In summary, letters of credit and the proceeds therefrom are not property of' the debtor’s bankruptcy estate. When the issuer of the letter of credit honors a proper draft upon a letter of credit, it does so from the issuer’s own assets and not from the assets of its customer who caused the letter of credit to be issued. As a result a bankruptcy trustee or a debtor in possession is not entitled to enjoin a postpetition payment of funds under a letter of credit from the issuer to the beneficiary, because such a payment is not a transfer of the debtor’s property. Matter of Compton Corp., 831 F.2d 586 (5th Cir.1987), rehearing and remand, 835 F.2d 584 (5th Cir.1988).

For the aforesaid reasons, defendant’s motion to dismiss all counts of the complaint be and the same hereby is granted without costs. 
      
      . The parties, on April 10, 1989, marked as exhibit D-l in evidence the entire bound New Jersey Economic Development Authority package of loan documents.
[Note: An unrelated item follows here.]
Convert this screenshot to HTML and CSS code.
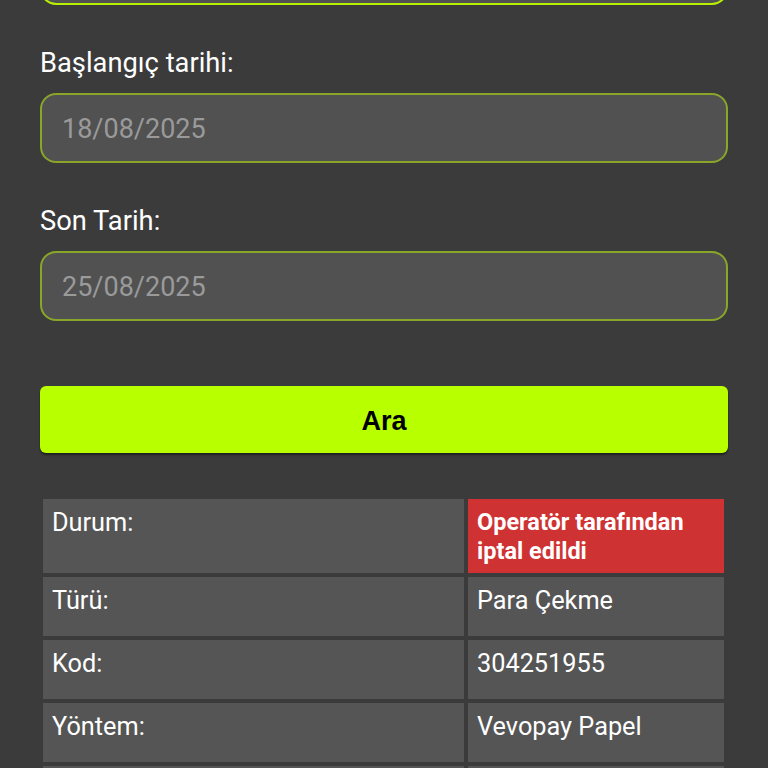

Said exhibit consists of 32 documents.
     
      
      
        . Statement by Manuel H. Johnson, Vice-Chairman of the Board of Governors of the Federal Reserve System before the Committee on Banking, Housing and Urban Affairs of the U.S. Senate, May 21, 1987, 73 Federal Reserve Bulletin 577.
     
      
      . The preference under Bankruptcy Code 547 was grounded on the finding by the court in Compton that the letter of credit did not serve its usual function of backing up a contemporaneous credit decision, but instead served as a backup payment guarantee on an extension of credit already in jeopardy. Compton, supra, at 590. It is specifically noted that in Compton, the letter of credit was obtained by the debtor for the benefit of its supplier after the debtor had already defaulted under the payment terms of the original delivery of merchandise. None of said facts are before this court in the matter sub judice.